Overall, this was an incredibly disappointing introductory arc for me. Honestly, if I hadn’t been bored and the world hadn’t drawn me in, I probably would have given up continuing at this point.
- The plot is incredibly cliche. Like, incredibly so. Leez is a typical shounen hero with a heavier dose of stand-up comedy, the villains are clear, and if I hadn’t actually read the series it just looks like an average good vs evil story where Leez continues on, converts teammates to her cause, fights with bad guys, levels up, yadda yadda.
- We don’t know what drives anybody. In the first few chapters of Naruto we clearly understand where Naruto comes from, why he is the way he is, why the people who hate him hate him, and why the people who help him help him. 5 chapters into this series we have no real idea what Leez’s life was like growing up, no clue what Maruna and Gandharva are up to, and nothing about Asha other than that she has a tragic past. Weak.

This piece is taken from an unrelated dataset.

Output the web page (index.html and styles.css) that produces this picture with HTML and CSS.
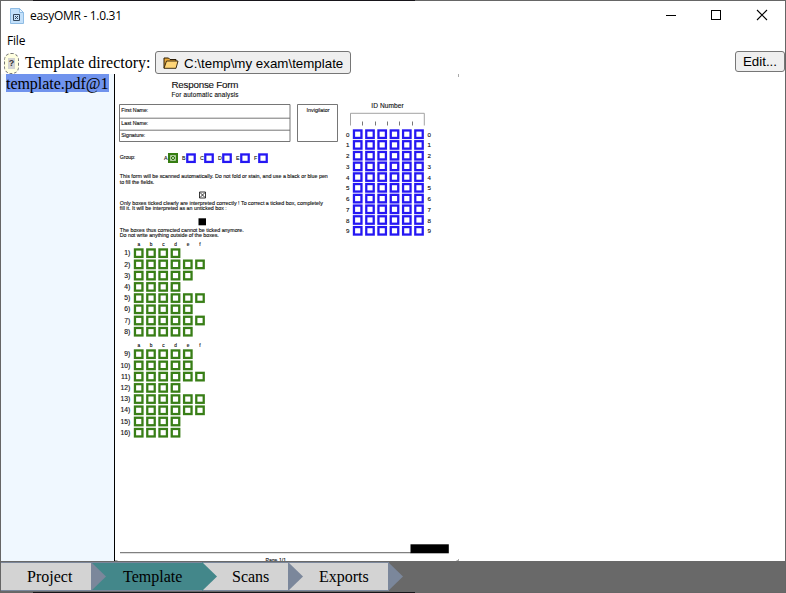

- Leez for me is way too inconsistent characterization. I can laugh at currygom’s humor, like Yuta’s scarf scenes and Babo Kim’s faked idiocy. I can even laugh at ridiculous for ridiculous’ sake, like Dragon Kim in The Dragon Next Door. What I can’t do is laugh at the ridiculous one second, and then sympathize with that same character as a serious, tragic heroine the next. If Dragon Kim switched between being Dragon Kim one second and Baam from Tower of God the next second, he would be neither quite funny nor quite sympathetic. And that, to me, is Leez.
- On the other hand, the worldbuilding is interesting and already starting to show. There are no explanations. Rather, we are thrown directly into the existence of suras and magic and superhuman strength without any warning, and just have to pay careful attention and try to figure out the rules as we read. I absolutely love this.
For such a great series, I would have hoped that it had a great start to grab new readers in right from the beginning. Unfortunately it is not so, and all I can say is keep reading, because the next arc gets better.